An emboldened Iran also would jeopardize world access to Gulf oil and assure an even broader export of terrorism across the Middle East. Meanwhile, a likely intra-Islamic civil war would engulf the region and perhaps other parts of the Muslim world. The Saudis and other Sunni Arabs already are growing nervous over Iranian assertiveness.
So what should President Bush do?
For starters, the U.S. should press the European Union and Japan to impose the strongest possible economic sanctions outside the U.N. framework, especially restrictions on foreign investment. Trade and investment matter greatly to Tehran; it needs foreign investment to maintain a steady flow of oil revenues.
Current sanctions already seem to be working. Iranian critics of President Mahmoud Ahmadinejad complain that his confrontational approach is undermining their national interests. We must drive this increasingly unpopular leader further into his shell. That means ruling out direct talks, which would only enhance the embattled leader's status and give the world the false impression that he's someone we can do business with.
Instead we should launch public diplomacy initiatives to drive wedges further between Ahmadinejad's regime and the restive Iranian people. It's easy to find topics for such initiatives -- from the regime's human-rights abuses to its ties to terrorism. Our current public-diplomacy efforts have been disjointed and too much below the radar. We need to coordinate them better at the highest levels of government.
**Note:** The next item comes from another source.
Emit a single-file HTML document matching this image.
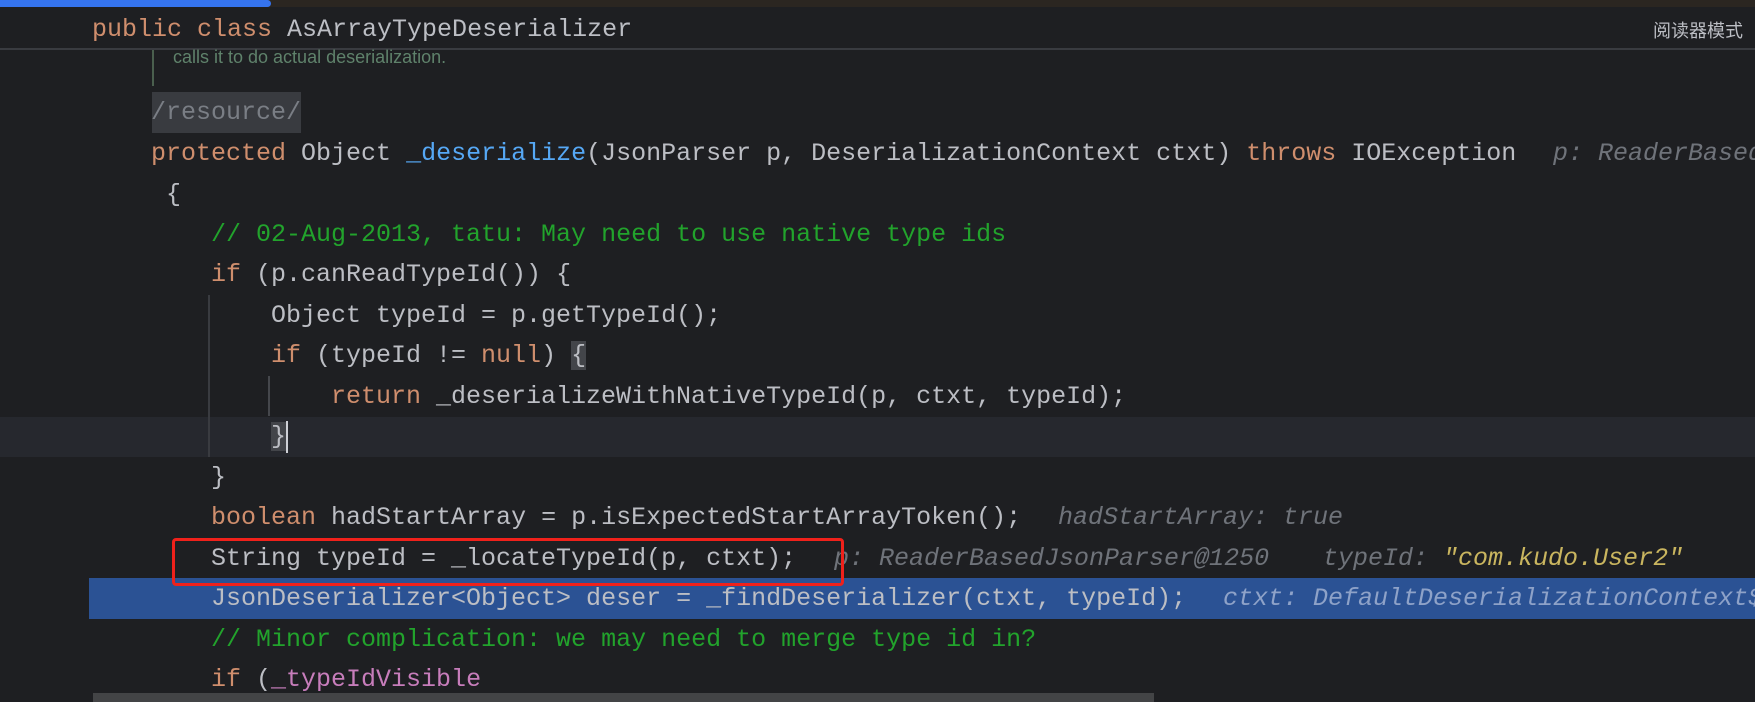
<!DOCTYPE html>
<html><head><meta charset="utf-8"><style>
html,body{margin:0;padding:0;width:1755px;height:702px;overflow:hidden;}
body{background:#1e1f22;font-family:"Liberation Mono",monospace;font-size:25px;color:#bcbec4;}
#w{position:relative;width:1755px;height:702px;overflow:hidden;}
.a{position:absolute;white-space:pre;}
.l{position:absolute;white-space:pre;height:40px;line-height:40px;}
.k{color:#cf8e6d}.m{color:#56a8f5}.c{color:#22a32c}.p{color:#c77dbb}
.h{font-style:italic;color:#6f737a}
.s{font-style:italic;color:#c9b55f}
</style></head><body><div id="w">
<div class="a" style="left:0;top:0;width:1755px;height:7px;background:#2b2621"></div>
<div class="a" style="left:0;top:0;width:271px;height:7px;background:#3574f0;border-radius:0 4px 4px 0"></div>
<div class="a" style="left:0;top:7px;width:1755px;height:41px;background:#1e1f22;border-bottom:2px solid #393b40"></div>
<div class="l" style="left:92px;top:10px;"><span class="k">public class</span> AsArrayTypeDeserializer</div>
<div class="a" style="left:1653px;top:17px;font-family:'Liberation Sans','Noto Sans CJK SC',sans-serif;font-size:18px;color:#bcbec4">阅读器模式</div>

<div class="a" style="left:0;top:417px;width:1755px;height:40px;background:#26282e"></div>
<div class="a" style="left:89px;top:578px;width:1666px;height:41px;background:#2b5294"></div>

<div class="a" style="left:152px;top:50px;width:2px;height:36px;background:#4a5f4e"></div>
<div class="a" style="left:173px;top:47px;font-family:'Liberation Sans',sans-serif;font-size:18px;color:#5f826b">calls it to do actual deserialization.</div>
<div class="a" style="left:152px;top:92px;width:149px;height:41px;background:#393b40"></div>
<div class="l" style="left:151px;top:93px;color:#7a7e85">/resource/</div>

<div class="a" style="left:208px;top:295px;width:2px;height:162px;background:#393b40"></div>
<div class="a" style="left:268px;top:376px;width:2px;height:40px;background:#45474c"></div>

<div class="l" style="left:151px;top:134px;"><span class="k">protected</span> Object <span class="m">_deserialize</span>(JsonParser p, DeserializationContext ctxt) <span class="k">throws</span> IOException</div>
<div class="l h" style="left:1553px;top:134px;">p: ReaderBased</div>
<div class="l" style="left:151px;top:175px;"> {</div>
<div class="l c" style="left:211px;top:215px;">// 02-Aug-2013, tatu: May need to use native type ids</div>
<div class="l" style="left:211px;top:255px;"><span class="k">if</span> (p.canReadTypeId()) {</div>
<div class="l" style="left:271px;top:296px;">Object typeId = p.getTypeId();</div>
<div class="l" style="left:271px;top:336px;"><span class="k">if</span> (typeId != <span class="k">null</span>) <span style="background:#43454a">{</span></div>
<div class="l" style="left:331px;top:377px;"><span class="k">return</span> _deserializeWithNativeTypeId(p, ctxt, typeId);</div>
<div class="l" style="left:271px;top:417px;"><span style="background:#43454a">}</span></div>
<div class="a" style="left:286px;top:421px;width:2px;height:32px;background:#ced0d6"></div>
<div class="l" style="left:211px;top:458px;">}</div>
<div class="l" style="left:211px;top:498px;"><span class="k">boolean</span> hadStartArray = p.isExpectedStartArrayToken();</div>
<div class="l h" style="left:1058px;top:498px;">hadStartArray: true</div>
<div class="l" style="left:211px;top:539px;">String typeId = _locateTypeId(p, ctxt);</div>
<div class="l h" style="left:834px;top:539px;">p: ReaderBasedJsonParser@1250</div>
<div class="l h" style="left:1323px;top:539px;">typeId: <span class="s">"com.kudo.User2"</span></div>
<div class="l" style="left:211px;top:579px;">JsonDeserializer&lt;Object&gt; deser = _findDeserializer(ctxt, typeId);</div>
<div class="l h" style="left:1223px;top:579px;color:#8ea2c8">ctxt: DefaultDeserializationContext$</div>
<div class="l c" style="left:211px;top:620px;">// Minor complication: we may need to merge type id in?</div>
<div class="l" style="left:211px;top:660px;"><span class="k">if</span> (<span class="p">_typeIdVisible</span></div>

<div class="a" style="left:172px;top:538px;width:666px;height:42px;border:3px solid #f0211b;border-radius:4px"></div>
<div class="a" style="left:93px;top:693px;width:1061px;height:9px;background:#434446"></div>
</div></body></html>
Muslim countries threatened by Iran's pursuit of Shiite dominance also need to be brought more into this strategy. Turkey and those Arab states who find Iran's belligerence destabilizing should pressure Iran more as well. And we should encourage our allies in the region to assist us in deploying missile defenses.
President Bush promises to stop Iranians from inflicting violence inside Iraq. This will take more than the occasional arrest of suspected Iranian intelligence officials or raiding arm caches. It requires beefing up Iraqi and U.S. forces to monitor and interdict known supply and infiltration lines from Iran.
If we can avoid the temptation to fold in Iraq, we might gain enough time to defeat the insurgents and prevent an even worse outcome -- a hegemonic Iran standing astride the heart of the Gulf and the Middle East.
Kim R. Holmes, Ph.D., is Vice President of Foreign and Defense Policy Studies and Director of the Kathryn and Shelby Cullom Davis Institute for International Studies at The Heritage Foundation.